6.19.2010

gaze '10

the glance.
how i was forever ruined the moment our gazes met, yet how easily i forget the moment i look away!

the glance.
eyes skirt to and fro, from the fear of man to the spirit of performance, of doing more, of earning love, back briefly into His eyes where i can come before Him as Hephzibah.
eyes then return back to the fear of the future and where i lose all security in His perfect leadership over my life and then they glance back into the One who leads me beside still waters.

the glance.
here, romance is short-lived and intimacy is lost.
here, devotion is fleeting.
here, peace is temporary.
here, i forget who i am and to who i belong to, and i find myself living as a beggar, someone less than a son of the King Most High, clothed in righteousness.

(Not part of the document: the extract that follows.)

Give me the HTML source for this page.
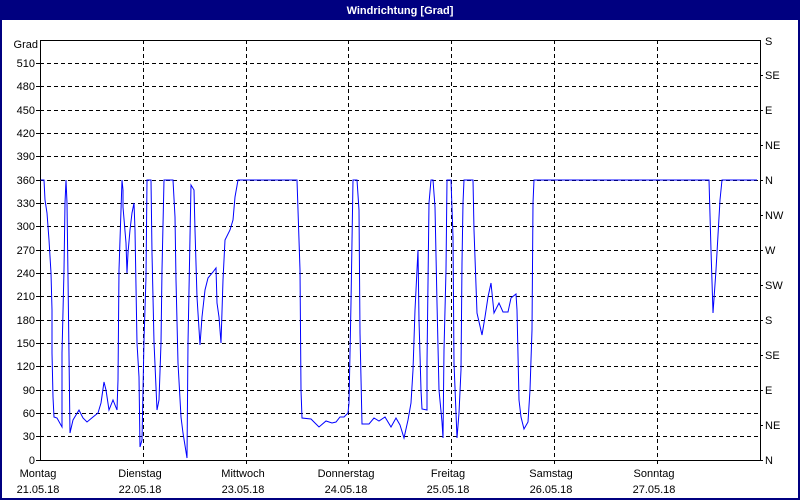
<!DOCTYPE html>
<html><head><meta charset="utf-8"><style>
html,body{margin:0;padding:0;background:#fff}
svg{display:block}
text{font-family:"Liberation Sans",sans-serif;font-size:11px;fill:#000}
</style></head><body>
<svg width="800" height="500" xmlns="http://www.w3.org/2000/svg">
<rect x="0" y="0" width="800" height="500" fill="#000080"/>
<rect x="2" y="20" width="796" height="478" fill="#fff"/>
<text x="400" y="14" text-anchor="middle" style="fill:#fff;font-weight:bold;font-size:11px">Windrichtung [Grad]</text>
<g stroke="#000" stroke-width="1" stroke-dasharray="4,3" shape-rendering="crispEdges">
<line x1="40" x2="760" y1="63.5" y2="63.5"/><line x1="40" x2="760" y1="86.5" y2="86.5"/><line x1="40" x2="760" y1="110.5" y2="110.5"/><line x1="40" x2="760" y1="133.5" y2="133.5"/><line x1="40" x2="760" y1="156.5" y2="156.5"/><line x1="40" x2="760" y1="180.5" y2="180.5"/><line x1="40" x2="760" y1="203.5" y2="203.5"/><line x1="40" x2="760" y1="226.5" y2="226.5"/><line x1="40" x2="760" y1="250.5" y2="250.5"/><line x1="40" x2="760" y1="273.5" y2="273.5"/><line x1="40" x2="760" y1="296.5" y2="296.5"/><line x1="40" x2="760" y1="320.5" y2="320.5"/><line x1="40" x2="760" y1="343.5" y2="343.5"/><line x1="40" x2="760" y1="366.5" y2="366.5"/><line x1="40" x2="760" y1="390.5" y2="390.5"/><line x1="40" x2="760" y1="413.5" y2="413.5"/><line x1="40" x2="760" y1="436.5" y2="436.5"/>
<line x1="143.5" x2="143.5" y1="40" y2="465"/><line x1="246.5" x2="246.5" y1="40" y2="465"/><line x1="348.5" x2="348.5" y1="40" y2="465"/><line x1="451.5" x2="451.5" y1="40" y2="465"/><line x1="554.5" x2="554.5" y1="40" y2="465"/><line x1="657.5" x2="657.5" y1="40" y2="465"/>
</g>
<g stroke="#000" fill="none" shape-rendering="crispEdges">
<path d="M40.5 40.5H760.5V460.5H40.5Z"/>
<path d="M36 63.5h4M36 86.5h4M36 110.5h4M36 133.5h4M36 156.5h4M36 180.5h4M36 203.5h4M36 226.5h4M36 250.5h4M36 273.5h4M36 296.5h4M36 320.5h4M36 343.5h4M36 366.5h4M36 390.5h4M36 413.5h4M36 436.5h4M36 460.5h4"/>
<path d="M760 75.5h3M760 110.5h3M760 145.5h3M760 180.5h3M760 215.5h3M760 250.5h3M760 285.5h3M760 320.5h3M760 355.5h3M760 390.5h3M760 425.5h3M760 460.5h3"/>
</g>
<g text-anchor="end">
<text x="38" y="48">Grad</text><text x="35" y="67">510</text><text x="35" y="90">480</text><text x="35" y="114">450</text><text x="35" y="137">420</text><text x="35" y="160">390</text><text x="35" y="184">360</text><text x="35" y="207">330</text><text x="35" y="230">300</text><text x="35" y="254">270</text><text x="35" y="277">240</text><text x="35" y="300">210</text><text x="35" y="324">180</text><text x="35" y="347">150</text><text x="35" y="370">120</text><text x="35" y="394">90</text><text x="35" y="417">60</text><text x="35" y="440">30</text><text x="35" y="464">0</text>
</g>
<g>
<text x="765" y="45">S</text><text x="765" y="79">SE</text><text x="765" y="114">E</text><text x="765" y="149">NE</text><text x="765" y="184">N</text><text x="765" y="219">NW</text><text x="765" y="254">W</text><text x="765" y="289">SW</text><text x="765" y="324">S</text><text x="765" y="359">SE</text><text x="765" y="394">E</text><text x="765" y="429">NE</text><text x="765" y="464">N</text>
</g>
<g text-anchor="middle">
<text x="38" y="477">Montag</text><text x="38" y="493">21.05.18</text>
<text x="140" y="477">Dienstag</text><text x="140" y="493">22.05.18</text>
<text x="243" y="477">Mittwoch</text><text x="243" y="493">23.05.18</text>
<text x="346" y="477">Donnerstag</text><text x="346" y="493">24.05.18</text>
<text x="448" y="477">Freitag</text><text x="448" y="493">25.05.18</text>
<text x="551" y="477">Samstag</text><text x="551" y="493">26.05.18</text>
<text x="654" y="477">Sonntag</text><text x="654" y="493">27.05.18</text>
</g>
<polyline fill="none" stroke="#0000ff" stroke-width="1" points="41,180 44,180 45,200 47,213 49,240 51,273 52,310 52,353 53,397 54,417 57,418 62,427 62,353 64,270 65,203 66,180 67,203 68,277 70,433 73,420 79,410 83,418 87,422 93,417 98,413 101,403 104,382 106,390 109,410 113,400 117,410 118,380 119,270 121,210 122,180 123,190 123,207 126,243 127,273 128,253 130,230 132,213 134,203 135,230 137,343 139,377 140,447 142,440 144,340 146,277 147,180 151,180 152,253 154,342 157,410 159,400 161,343 162,270 164,180 173,180 175,217 176,280 178,363 181,417 183,433 187,458 188,343 190,237 191,185 194,190 195,230 197,297 200,345 202,317 205,290 208,278 213,272 216,268 217,303 219,317 221,343 223,280 225,240 230,230 233,220 235,197 238,180 297,180 298,210 300,270 301,390 302,418 311,419 315,423 319,427 326,421 332,423 336,422 340,417 344,417 348,413 349,403 351,303 353,180 357,180 359,210 360,333 362,424 369,424 374,418 379,421 385,417 391,427 396,418 400,425 404,438 408,420 411,403 413,370 415,310 417,270 418,250 419,320 421,390 422,409 427,410 427,363 429,203 431,180 433,180 435,207 437,303 439,390 442,422 443,438 444,350 446,270 447,180 451,180 453,237 454,363 457,438 459,413 461,370 462,263 463,203 464,180 473,180 474,230 477,313 482,335 485,317 488,297 491,283 494,313 499,303 503,312 508,312 511,298 516,294 517,310 519,400 521,417 524,429 528,422 530,390 532,330 533,203 534,180 709,180 711,250 713,313 716,270 720,200 722,180 757,180"/>
</svg>
</body></html>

though it has the ability to ravish the very heart of God, i have refused to settle for a glance. i have set my heart to turn my glance into a gaze and to gaze upon Beauty for all of eternity.

the gaze.
i'm realizing a steady gaze is just impossible. impossible on my own strength, it's made possible only by the fullness of grace--when my heart collides with His and i encounter the face of Love.
the posturing of my heart to encounter Love has been hard. without posturing my heart, i don't encounter Him; when i don't encounter Him, i lose my inner groanings, the heart cry for moment by moment fellowship with Holy Spirit, to dialogue with Him, to know what He is thinking, what He is feeling. when i lose that, i lose Him, and i might as well die.

help me, Jesus

son,
look into My eyes right now. never look away.
My eyes are upon you. they have always been.

you're My son, in whom I am well pleased.
you're doing well, eric. you're doing really well.